To keep a safe, consistent following distance, the Edge offers an optional Titanium/Sport, which alters the speed of the vehicle without driver intervention. This allows the driver to use cruise control more safely without constantly having to disengage it when approaching slower traffic. The Journey doesn’t offer an adaptive cruise control.

Bluetooth wireless connectivity is standard on the Edge, connecting the driver and passenger’s cell phones to the vehicle systems. This allows them to use the vehicle’s stereo and hand controls to place calls safely and easily. Bluetooth costs extra on the Journey.

The Edge Sport’s optional Active Park Assist can parallel park or back into a parking spot by itself, with the driver only controlling speed with the brake pedal. The Journey doesn’t offer an automated parking system.

Economic Advantages Comparison

The Edge will cost the buyer less in the long run because of its superior resale value. The IntelliChoice estimates that the Edge will retain 47.57% to 50.04% of its original price after five years, while the Journey only retains 42.07% to 46.4%.

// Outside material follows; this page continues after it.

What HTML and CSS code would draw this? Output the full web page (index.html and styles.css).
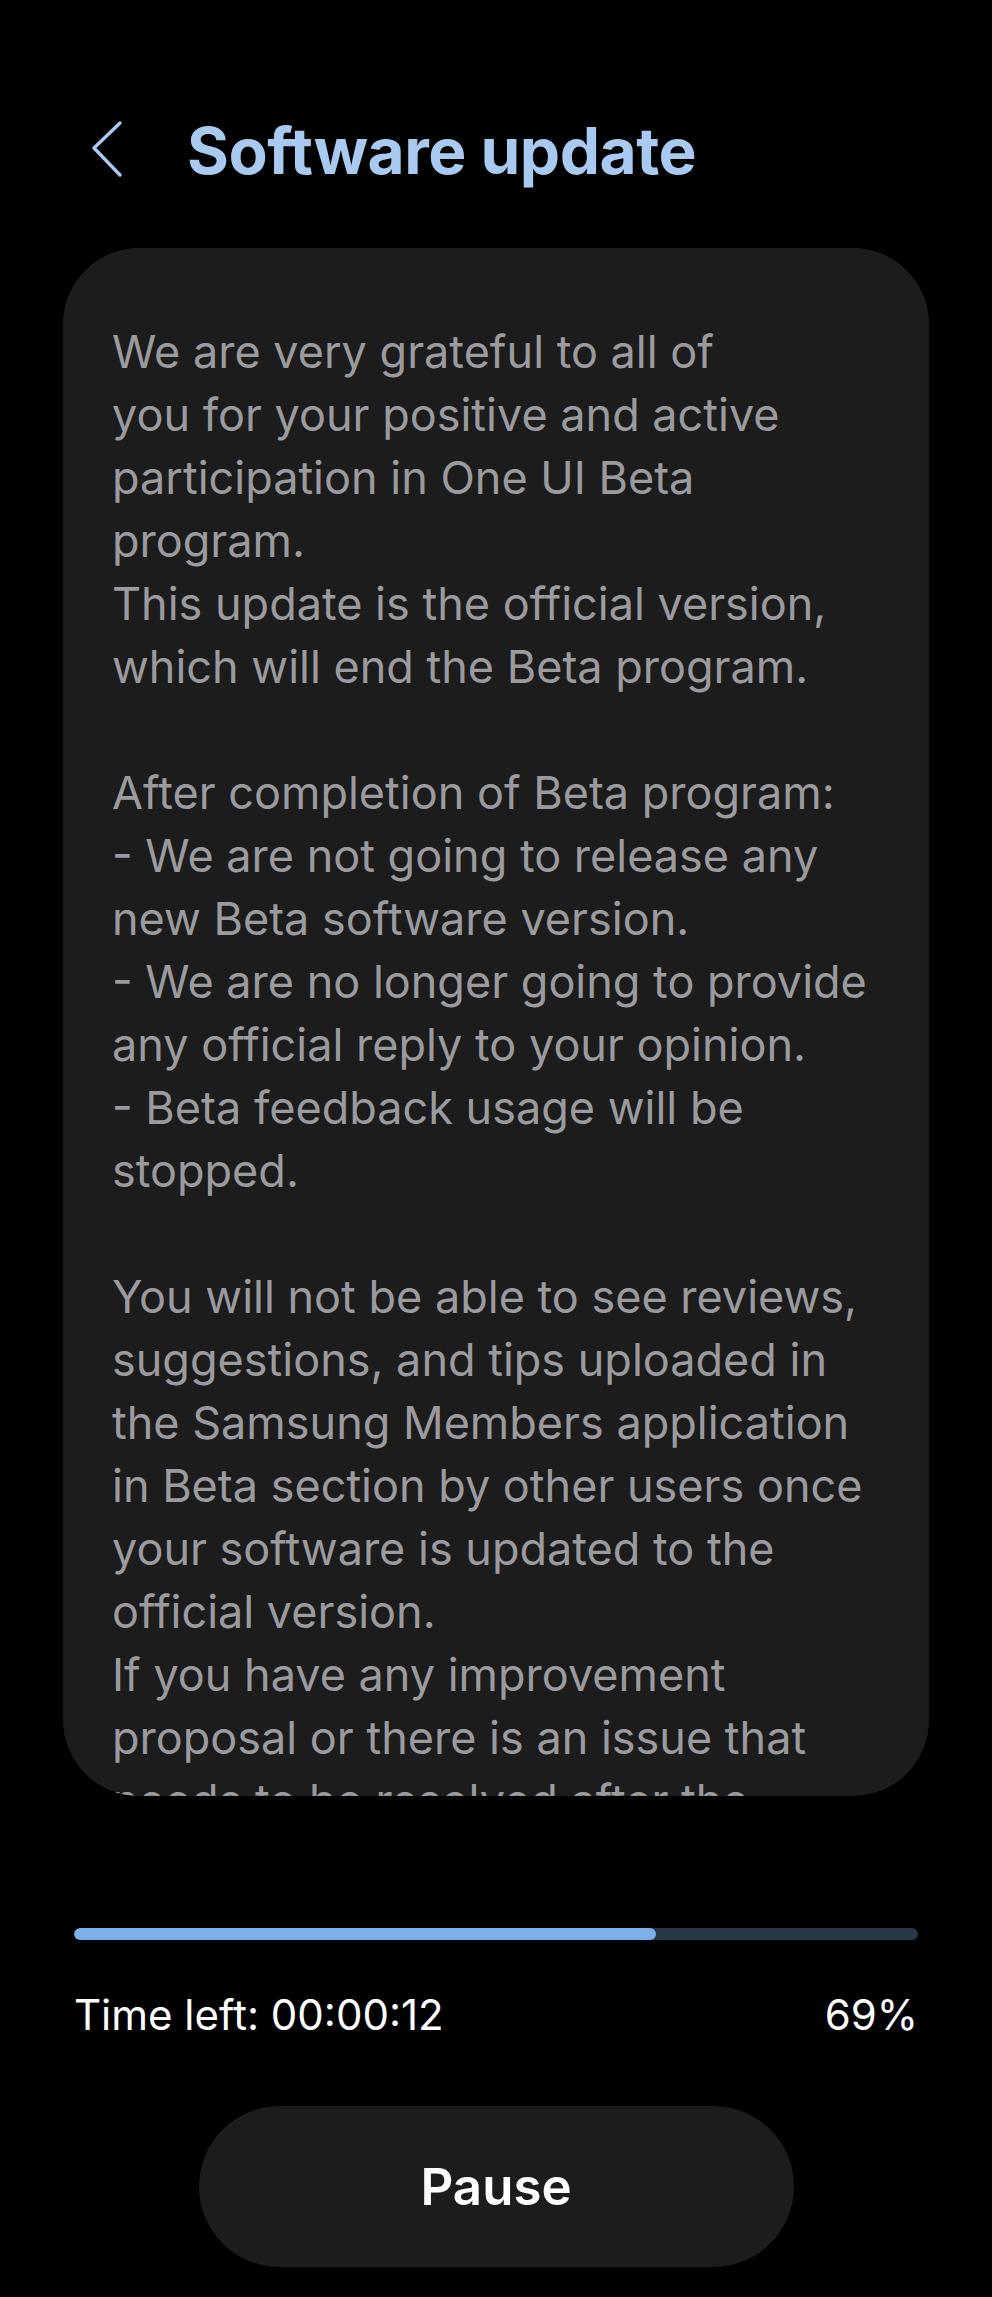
FILE: index.html
```html
<!DOCTYPE html>
<html lang="en">

<head>
    <meta charset="UTF-8">
    <meta name="viewport" content="width=device-width, initial-scale=1.0">
    <title>Software update</title>
    <link rel="stylesheet" href="styles.css">
</head>

<body>
    <div class="screen">
        <header class="app-bar">
            <button class="back-button" aria-label="Back">
                <svg width="40" height="60" viewBox="0 0 40 60">
                    <polyline points="29,3 3,28 29,55" fill="none" stroke="#a8c9f0" stroke-width="3.4" stroke-linecap="round" stroke-linejoin="round" />
                </svg>
            </button>
            <h1>Software update</h1>
        </header>

        <div class="notes-card">
            <div class="notes-text">
                <span>We are very grateful to all of</span>
                <span>you for your positive and active</span>
                <span>participation in One UI Beta</span>
                <span>program.</span>
                <span>This update is the official version,</span>
                <span>which will end the Beta program.</span>
                <span>&nbsp;</span>
                <span>After completion of Beta program:</span>
                <span>- We are not going to release any</span>
                <span>new Beta software version.</span>
                <span>- We are no longer going to provide</span>
                <span>any official reply to your opinion.</span>
                <span>- Beta feedback usage will be</span>
                <span>stopped.</span>
                <span>&nbsp;</span>
                <span>You will not be able to see reviews,</span>
                <span>suggestions, and tips uploaded in</span>
                <span>the Samsung Members application</span>
                <span>in Beta section by other users once</span>
                <span>your software is updated to the</span>
                <span>official version.</span>
                <span>If you have any improvement</span>
                <span>proposal or there is an issue that</span>
                <span>needs to be resolved after the</span>
            </div>
        </div>

        <div class="progress">
            <div class="progress-track">
                <div class="progress-fill" style="width: 69%"></div>
            </div>
            <div class="progress-info">
                <span>Time left: 00:00:12</span>
                <span>69%</span>
            </div>
        </div>

        <div class="actions">
            <button class="pause-button">Pause</button>
        </div>
    </div>
</body>

</html>
```

FILE: styles.css
```css
* {
    box-sizing: border-box;
    font-family: 'Inter', 'Roboto', sans-serif;
}

body {
    margin: 0;
    background-color: #000;
    color: #fff;
}

.screen {
    width: 992px;
    height: 2297px;
    display: flex;
    flex-direction: column;
    padding: 0 63px;
}

.app-bar {
    display: flex;
    align-items: center;
    height: 248px;
    padding-top: 52px;
    padding-left: 28px;
}

.back-button {
    background: transparent;
    border: none;
    padding: 0;
    width: 40px;
    height: 60px;
    margin-right: 56px;
    cursor: pointer;
}

.back-button svg {
    display: block;
}

h1 {
    margin: 0;
    font-size: 64px;
    font-weight: 700;
    color: #a8c9f0;
    letter-spacing: -0.5px;
}

.notes-card {
    height: 1548px;
    background-color: #1c1c1c;
    border-radius: 76px;
    overflow: hidden;
    padding: 72px 50px 0 49px;
}

.notes-text span {
    display: block;
    white-space: nowrap;
    font-size: 45px;
    line-height: 63px;
    color: #9b9b9f;
}

.progress {
    padding: 132px 11px 0 11px;
}

.progress-track {
    height: 12px;
    border-radius: 6px;
    background-color: #283848;
    overflow: hidden;
}

.progress-fill {
    height: 100%;
    border-radius: 6px;
    background-color: #7cb0e8;
}

.progress-info {
    display: flex;
    justify-content: space-between;
    margin-top: 45px;
    font-size: 42px;
    line-height: 60px;
}

.actions {
    display: flex;
    justify-content: center;
    margin-top: 61px;
}

.pause-button {
    width: 595px;
    height: 161px;
    border: none;
    border-radius: 81px;
    background-color: #1c1c1c;
    color: #fff;
    font-size: 51px;
    font-weight: 600;
    cursor: pointer;
}
```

According to The Car Book by Jack Gillis, the Edge is less expensive to operate than the Journey because typical repairs cost much less on the Edge than the Journey, including $808 less for an alternator, $32 less for front brake pads, $5 less for a starter, $246 less for a fuel pump and $101 less for front struts.

Recommendations Comparison

The Car Book by Jack Gillis recommends the Ford Edge, based on economy, maintenance, safety and complaint levels.

J.D. Power and Associates rated the Edge second among midsize suvs in owner reported satisfaction. This includes how well the vehicle performs and satisfies its owner’s expectations. The Journey isn’t in the top three.

The Ford Edge outsold the Dodge Journey by 26% during the 2016 model year.